-- ENTRIES --
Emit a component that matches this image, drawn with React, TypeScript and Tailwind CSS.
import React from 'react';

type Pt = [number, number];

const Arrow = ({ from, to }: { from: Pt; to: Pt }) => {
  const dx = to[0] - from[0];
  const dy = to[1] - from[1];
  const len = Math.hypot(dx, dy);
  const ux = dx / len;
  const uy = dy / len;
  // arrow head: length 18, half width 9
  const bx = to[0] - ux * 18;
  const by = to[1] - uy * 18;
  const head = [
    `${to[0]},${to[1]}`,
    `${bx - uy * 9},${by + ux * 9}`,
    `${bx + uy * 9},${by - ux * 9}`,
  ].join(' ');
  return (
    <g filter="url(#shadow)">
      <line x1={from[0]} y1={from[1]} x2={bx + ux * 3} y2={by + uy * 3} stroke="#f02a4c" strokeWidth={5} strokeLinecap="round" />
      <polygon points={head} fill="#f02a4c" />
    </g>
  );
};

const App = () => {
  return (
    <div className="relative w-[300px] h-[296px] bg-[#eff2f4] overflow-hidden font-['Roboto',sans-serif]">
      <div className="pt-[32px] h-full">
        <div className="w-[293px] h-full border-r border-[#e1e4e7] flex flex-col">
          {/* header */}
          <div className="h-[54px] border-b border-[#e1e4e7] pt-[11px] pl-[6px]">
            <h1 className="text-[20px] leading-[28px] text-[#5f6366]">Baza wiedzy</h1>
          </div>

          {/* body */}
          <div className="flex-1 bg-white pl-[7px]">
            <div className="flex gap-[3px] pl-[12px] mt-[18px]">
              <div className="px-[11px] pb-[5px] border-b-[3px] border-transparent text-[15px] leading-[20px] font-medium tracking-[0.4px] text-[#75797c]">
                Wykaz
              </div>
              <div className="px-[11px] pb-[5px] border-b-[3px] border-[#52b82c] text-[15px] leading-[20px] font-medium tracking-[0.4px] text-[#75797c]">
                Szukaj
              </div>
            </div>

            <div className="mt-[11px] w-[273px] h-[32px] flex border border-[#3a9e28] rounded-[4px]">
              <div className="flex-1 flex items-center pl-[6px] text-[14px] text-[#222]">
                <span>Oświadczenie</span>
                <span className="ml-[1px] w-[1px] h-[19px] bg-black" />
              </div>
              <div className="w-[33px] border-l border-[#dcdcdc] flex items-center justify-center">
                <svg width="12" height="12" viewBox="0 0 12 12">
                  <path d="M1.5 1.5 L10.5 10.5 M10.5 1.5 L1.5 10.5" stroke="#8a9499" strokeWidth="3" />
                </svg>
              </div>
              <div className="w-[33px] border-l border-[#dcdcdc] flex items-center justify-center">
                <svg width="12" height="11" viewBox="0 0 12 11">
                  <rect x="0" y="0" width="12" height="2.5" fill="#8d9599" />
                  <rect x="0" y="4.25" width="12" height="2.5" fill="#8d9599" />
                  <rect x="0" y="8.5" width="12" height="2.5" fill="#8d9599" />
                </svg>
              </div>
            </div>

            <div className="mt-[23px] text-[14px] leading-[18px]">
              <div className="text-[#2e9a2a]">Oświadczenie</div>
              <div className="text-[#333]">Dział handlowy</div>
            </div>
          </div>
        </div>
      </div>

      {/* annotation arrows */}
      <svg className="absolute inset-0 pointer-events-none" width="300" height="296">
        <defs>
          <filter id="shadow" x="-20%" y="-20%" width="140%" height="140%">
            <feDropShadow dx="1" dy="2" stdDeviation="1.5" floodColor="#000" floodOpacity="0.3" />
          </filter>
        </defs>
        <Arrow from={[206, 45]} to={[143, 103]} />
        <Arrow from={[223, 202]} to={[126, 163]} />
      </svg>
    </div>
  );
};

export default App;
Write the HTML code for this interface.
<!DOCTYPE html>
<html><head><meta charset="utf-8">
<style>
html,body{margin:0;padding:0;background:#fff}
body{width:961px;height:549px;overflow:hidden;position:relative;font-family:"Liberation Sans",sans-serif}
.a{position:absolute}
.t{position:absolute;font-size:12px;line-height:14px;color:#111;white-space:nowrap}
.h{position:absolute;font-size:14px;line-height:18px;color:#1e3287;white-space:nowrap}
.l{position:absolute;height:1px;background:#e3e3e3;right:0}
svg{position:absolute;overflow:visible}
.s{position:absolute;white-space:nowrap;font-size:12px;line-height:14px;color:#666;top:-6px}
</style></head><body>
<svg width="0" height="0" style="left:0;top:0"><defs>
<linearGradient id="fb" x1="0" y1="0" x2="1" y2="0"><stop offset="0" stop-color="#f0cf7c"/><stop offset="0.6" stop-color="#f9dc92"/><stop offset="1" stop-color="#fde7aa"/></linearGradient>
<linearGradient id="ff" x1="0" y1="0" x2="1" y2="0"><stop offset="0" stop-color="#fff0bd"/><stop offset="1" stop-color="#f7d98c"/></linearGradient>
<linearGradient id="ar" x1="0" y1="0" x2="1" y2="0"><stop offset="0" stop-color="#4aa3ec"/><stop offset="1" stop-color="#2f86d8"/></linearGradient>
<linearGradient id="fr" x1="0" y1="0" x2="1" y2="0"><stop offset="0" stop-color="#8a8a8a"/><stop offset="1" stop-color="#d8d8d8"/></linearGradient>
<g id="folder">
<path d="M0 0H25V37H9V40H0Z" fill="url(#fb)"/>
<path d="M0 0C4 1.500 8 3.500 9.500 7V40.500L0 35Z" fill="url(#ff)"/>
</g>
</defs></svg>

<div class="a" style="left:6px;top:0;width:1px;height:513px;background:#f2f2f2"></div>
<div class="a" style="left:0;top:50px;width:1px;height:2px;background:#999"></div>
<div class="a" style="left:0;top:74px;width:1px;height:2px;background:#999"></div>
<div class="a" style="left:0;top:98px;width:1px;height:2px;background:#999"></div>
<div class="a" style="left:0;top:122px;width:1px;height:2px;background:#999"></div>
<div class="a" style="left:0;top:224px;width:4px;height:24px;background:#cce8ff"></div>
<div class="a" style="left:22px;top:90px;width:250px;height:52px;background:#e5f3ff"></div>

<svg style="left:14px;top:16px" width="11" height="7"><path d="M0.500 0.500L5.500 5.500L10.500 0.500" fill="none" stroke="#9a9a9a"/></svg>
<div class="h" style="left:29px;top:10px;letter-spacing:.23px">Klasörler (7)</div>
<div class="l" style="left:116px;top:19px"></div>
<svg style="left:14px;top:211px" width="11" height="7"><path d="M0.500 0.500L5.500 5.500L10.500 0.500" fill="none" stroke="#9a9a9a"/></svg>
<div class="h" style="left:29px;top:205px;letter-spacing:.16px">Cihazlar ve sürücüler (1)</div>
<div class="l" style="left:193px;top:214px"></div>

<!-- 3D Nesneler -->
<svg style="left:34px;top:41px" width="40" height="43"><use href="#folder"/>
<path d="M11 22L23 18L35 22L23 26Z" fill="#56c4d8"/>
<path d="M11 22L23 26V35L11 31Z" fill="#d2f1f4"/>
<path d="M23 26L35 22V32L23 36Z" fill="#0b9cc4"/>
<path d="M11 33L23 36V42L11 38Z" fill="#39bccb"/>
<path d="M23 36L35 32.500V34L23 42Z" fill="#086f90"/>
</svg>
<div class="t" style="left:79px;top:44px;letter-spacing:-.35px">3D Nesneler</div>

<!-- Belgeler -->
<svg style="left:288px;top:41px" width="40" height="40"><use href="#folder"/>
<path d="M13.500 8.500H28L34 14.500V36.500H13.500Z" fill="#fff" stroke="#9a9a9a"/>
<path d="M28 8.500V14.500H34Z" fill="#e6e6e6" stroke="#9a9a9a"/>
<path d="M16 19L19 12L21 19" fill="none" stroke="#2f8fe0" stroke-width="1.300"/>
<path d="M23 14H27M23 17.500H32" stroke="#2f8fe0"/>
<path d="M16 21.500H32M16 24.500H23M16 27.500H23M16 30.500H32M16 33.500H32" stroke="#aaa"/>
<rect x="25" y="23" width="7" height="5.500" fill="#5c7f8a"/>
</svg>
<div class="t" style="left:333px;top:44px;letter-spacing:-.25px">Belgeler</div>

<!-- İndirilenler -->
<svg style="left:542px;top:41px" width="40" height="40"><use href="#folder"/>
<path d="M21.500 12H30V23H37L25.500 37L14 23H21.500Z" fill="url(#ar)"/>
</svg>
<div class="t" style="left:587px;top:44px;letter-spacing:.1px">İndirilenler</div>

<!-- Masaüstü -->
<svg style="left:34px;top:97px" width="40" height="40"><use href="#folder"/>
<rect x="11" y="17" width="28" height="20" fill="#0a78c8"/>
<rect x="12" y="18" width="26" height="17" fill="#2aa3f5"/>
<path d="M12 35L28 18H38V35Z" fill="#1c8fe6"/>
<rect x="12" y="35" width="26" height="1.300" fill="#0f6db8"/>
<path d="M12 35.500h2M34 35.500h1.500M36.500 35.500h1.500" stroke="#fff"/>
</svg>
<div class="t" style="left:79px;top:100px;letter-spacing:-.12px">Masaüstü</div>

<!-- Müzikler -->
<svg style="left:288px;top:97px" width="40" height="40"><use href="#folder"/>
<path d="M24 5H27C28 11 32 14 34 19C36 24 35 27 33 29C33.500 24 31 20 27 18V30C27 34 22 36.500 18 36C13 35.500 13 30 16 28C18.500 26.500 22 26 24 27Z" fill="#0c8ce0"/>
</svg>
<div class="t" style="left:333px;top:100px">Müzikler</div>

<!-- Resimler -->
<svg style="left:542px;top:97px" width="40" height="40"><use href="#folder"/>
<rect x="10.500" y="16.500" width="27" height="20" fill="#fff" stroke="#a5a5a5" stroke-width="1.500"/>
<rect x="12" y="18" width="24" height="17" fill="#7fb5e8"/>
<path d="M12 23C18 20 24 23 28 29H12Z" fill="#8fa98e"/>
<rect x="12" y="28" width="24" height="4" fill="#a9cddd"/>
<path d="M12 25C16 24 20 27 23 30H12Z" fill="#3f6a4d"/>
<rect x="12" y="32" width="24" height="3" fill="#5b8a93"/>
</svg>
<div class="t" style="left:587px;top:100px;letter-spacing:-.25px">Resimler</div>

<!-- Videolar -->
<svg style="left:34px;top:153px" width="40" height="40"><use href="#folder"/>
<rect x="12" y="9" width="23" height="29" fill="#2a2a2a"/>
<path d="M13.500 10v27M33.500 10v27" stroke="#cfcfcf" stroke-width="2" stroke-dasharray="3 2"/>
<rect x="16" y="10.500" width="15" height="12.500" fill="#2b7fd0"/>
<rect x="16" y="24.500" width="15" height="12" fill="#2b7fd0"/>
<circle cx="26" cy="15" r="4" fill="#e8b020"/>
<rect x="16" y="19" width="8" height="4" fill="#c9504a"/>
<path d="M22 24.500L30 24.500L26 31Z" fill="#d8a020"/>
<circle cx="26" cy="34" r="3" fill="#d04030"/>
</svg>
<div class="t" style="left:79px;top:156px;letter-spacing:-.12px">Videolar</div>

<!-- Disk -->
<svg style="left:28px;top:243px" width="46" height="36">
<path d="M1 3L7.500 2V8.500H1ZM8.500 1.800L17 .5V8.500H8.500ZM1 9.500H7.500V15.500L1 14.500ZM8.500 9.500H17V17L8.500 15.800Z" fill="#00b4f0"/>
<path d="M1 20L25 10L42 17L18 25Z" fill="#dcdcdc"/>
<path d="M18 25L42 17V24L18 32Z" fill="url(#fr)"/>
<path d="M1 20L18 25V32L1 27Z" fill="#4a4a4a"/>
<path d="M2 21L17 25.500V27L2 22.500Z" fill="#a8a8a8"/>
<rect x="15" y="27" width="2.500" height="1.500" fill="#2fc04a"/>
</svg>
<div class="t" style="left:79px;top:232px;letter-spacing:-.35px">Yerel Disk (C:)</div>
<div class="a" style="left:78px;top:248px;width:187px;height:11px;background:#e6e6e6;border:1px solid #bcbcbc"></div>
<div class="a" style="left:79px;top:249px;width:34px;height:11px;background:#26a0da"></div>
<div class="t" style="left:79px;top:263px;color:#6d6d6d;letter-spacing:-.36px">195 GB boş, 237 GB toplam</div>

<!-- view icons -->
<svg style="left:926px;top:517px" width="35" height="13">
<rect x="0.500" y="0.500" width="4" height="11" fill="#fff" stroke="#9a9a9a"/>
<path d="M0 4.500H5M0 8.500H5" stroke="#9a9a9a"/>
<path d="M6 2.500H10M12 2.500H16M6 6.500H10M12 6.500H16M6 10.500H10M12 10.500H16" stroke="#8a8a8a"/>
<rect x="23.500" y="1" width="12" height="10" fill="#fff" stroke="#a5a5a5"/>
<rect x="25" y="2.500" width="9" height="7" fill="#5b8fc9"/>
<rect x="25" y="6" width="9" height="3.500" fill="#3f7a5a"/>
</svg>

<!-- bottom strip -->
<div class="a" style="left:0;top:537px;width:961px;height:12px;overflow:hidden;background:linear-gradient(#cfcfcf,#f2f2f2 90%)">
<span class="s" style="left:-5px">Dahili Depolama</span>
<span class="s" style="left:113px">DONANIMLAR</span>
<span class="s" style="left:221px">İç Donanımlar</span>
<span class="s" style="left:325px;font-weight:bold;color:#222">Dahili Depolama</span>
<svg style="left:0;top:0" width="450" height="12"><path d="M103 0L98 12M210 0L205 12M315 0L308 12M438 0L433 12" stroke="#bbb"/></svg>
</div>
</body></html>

-- WRITTEN INSTRUCTION --
Output, please, only the lines running from the start of the entries through the line that contains "type Pt = [number, number];", including both of those lines.

-- FULL RESPONSE --
Emit a component that matches this image, drawn with React, TypeScript and Tailwind CSS.
import React from 'react';

type Pt = [number, number];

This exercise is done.